The admissions committee will review completed applications and invite selected applicants to interview with our faculty by phone, Zoom, or similar virtual platforms. You must complete the interview process to be considered for admission, and final admissions decisions will be made from the pool of interviewed applicants. We will send interview invitations via email in January, and faculty will conduct virtual interviews that month. Selected applicants will be invited to an in-person campus visit in late February or early March to meet current faculty and graduate students, as well as learn more about the program and the Hopkins BME environment.

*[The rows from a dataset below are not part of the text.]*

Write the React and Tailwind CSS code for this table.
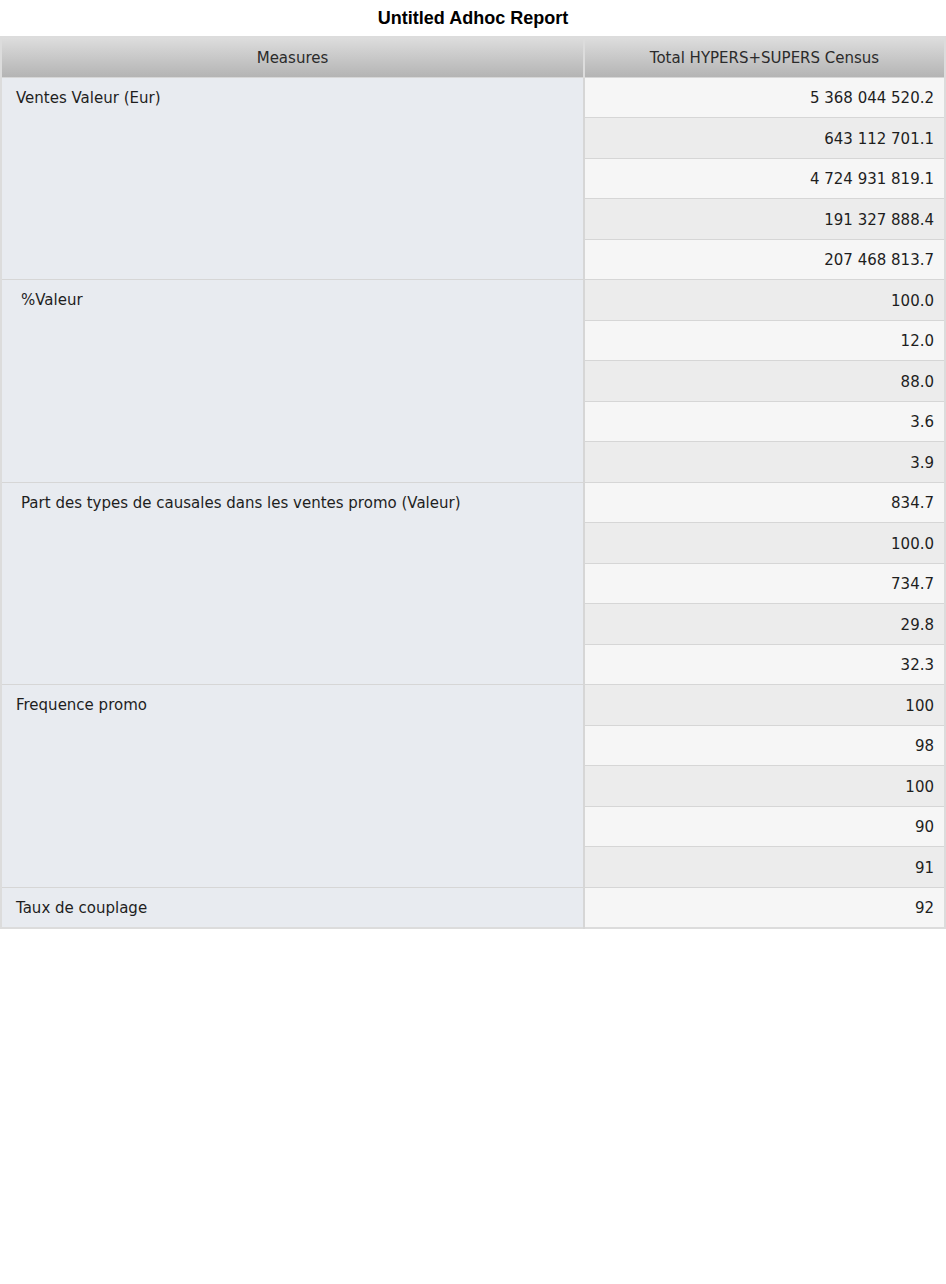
import React from 'react';

const groups = [
  { label: 'Ventes Valeur (Eur)', indent: false, values: ['5 368 044 520.2', '643 112 701.1', '4 724 931 819.1', '191 327 888.4', '207 468 813.7'] },
  { label: '%Valeur', indent: true, values: ['100.0', '12.0', '88.0', '3.6', '3.9'] },
  { label: 'Part des types de causales dans les ventes promo (Valeur)', indent: true, values: ['834.7', '100.0', '734.7', '29.8', '32.3'] },
  { label: 'Frequence promo', indent: false, values: ['100', '98', '100', '90', '91'] },
  { label: 'Taux de couplage', indent: false, values: ['92'] },
];

const font = { fontFamily: '"DejaVu Sans", Verdana, sans-serif' };

export default function App() {
  let rowIndex = 0;

  return (
    <div className="w-[946px] bg-white">
      <h1 className="h-[36px] flex items-center justify-center text-[18px] font-bold text-black font-['Liberation_Sans',Arial,sans-serif]">
        Untitled Adhoc Report
      </h1>

      <table className="w-[946px] border-collapse border-2 border-[#dcdcdc] text-[15px] text-[#1e1e1e] table-fixed" style={font}>
        <colgroup>
          <col className="w-[583px]" />
          <col />
        </colgroup>
        <thead>
          <tr className="h-[40px] bg-gradient-to-b from-[#dedede] to-[#b4b4b4] text-[#2b2b2b]">
            <th className="font-normal pt-[2px] border-r-2 border-[#dcdcdc]">Measures</th>
            <th className="font-normal pt-[2px]">Total HYPERS+SUPERS Census</th>
          </tr>
        </thead>
        <tbody>
          {groups.map((g) =>
            g.values.map((v, i) => {
              const light = rowIndex % 2 === 0;
              rowIndex += 1;
              return (
                <tr key={g.label + i} className="h-[40.5px]">
                  {i === 0 && (
                    <td
                      rowSpan={g.values.length}
                      className={`align-top bg-[#e8ebf0] border-t border-r-2 border-[#d6d6d6] pt-[9px] ${g.indent ? 'pl-[19px]' : 'pl-[14px]'}`}
                    >
                      {g.label}
                    </td>
                  )}
                  <td className={`text-right pr-[10px] pt-[2px] border-t border-[#d6d6d6] ${light ? 'bg-[#f6f6f6]' : 'bg-[#ececec]'}`}>
                    {v}
                  </td>
                </tr>
              );
            })
          )}
        </tbody>
      </table>
    </div>
  );
}
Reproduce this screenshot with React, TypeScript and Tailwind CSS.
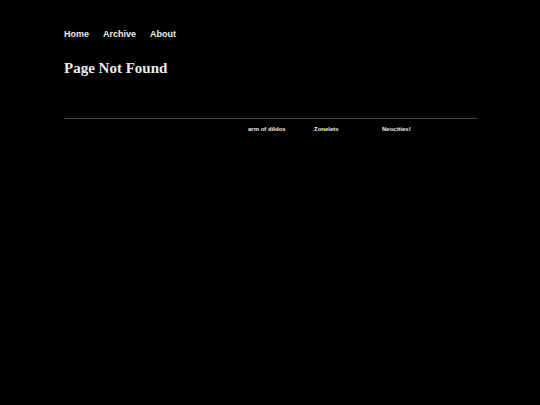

Applicants will be notified via email by mid-February with the outcome of their application. A full offer of admission to the program will include a yearly stipend, full tuition, matriculation fee, and individual medical and dental insurance. This applies to every accepted applicant, regardless of citizenship or national origin. Those offered admission will be asked to communicate their decision as soon as possible. The deadline to accept an offer of admission is April 15.
We extend two types of admissions offers: rotation offers and direct-match offers. The only difference between these types of offers is how the student chooses their thesis lab. In all other respects, the program is the same for all students. One type of offer isn’t better than the other – some students prefer the certainty of the direct-match offer, and some students prefer the flexibility of the rotation offer.
Students who receive a direct-match offer typically join a specific research lab from day one of the program. Some direct-match offers allow the student to choose from a small number of labs. In these cases, students may have the opportunity to rotate within this subset of labs.
We have a limited number of rotation offers via NIH-funded training grants and other funding mechanisms that enable students to rotate through different laboratories during their first year. Students who receive a rotation offer are able to rotate with any JHU faculty (inside or outside of the BME department) who are accepting new students. Typically, rotation students do 1-3 rotations before settling on their thesis lab by the end of their first year.
The Vivien Thomas Scholars Initiative (VTSI) is a new endowed fellowship program at Johns Hopkins for PhD students in STEM fields. It provides full tuition, stipend, and benefits while also providing targeted mentoring, networking, community, and professional development opportunities. Students who have attended a historically black college and university or other minority serving institution for undergraduate study are eligible to apply. To be considered for the VTSI, all application and supplementary materials must be received by December 1, 2023.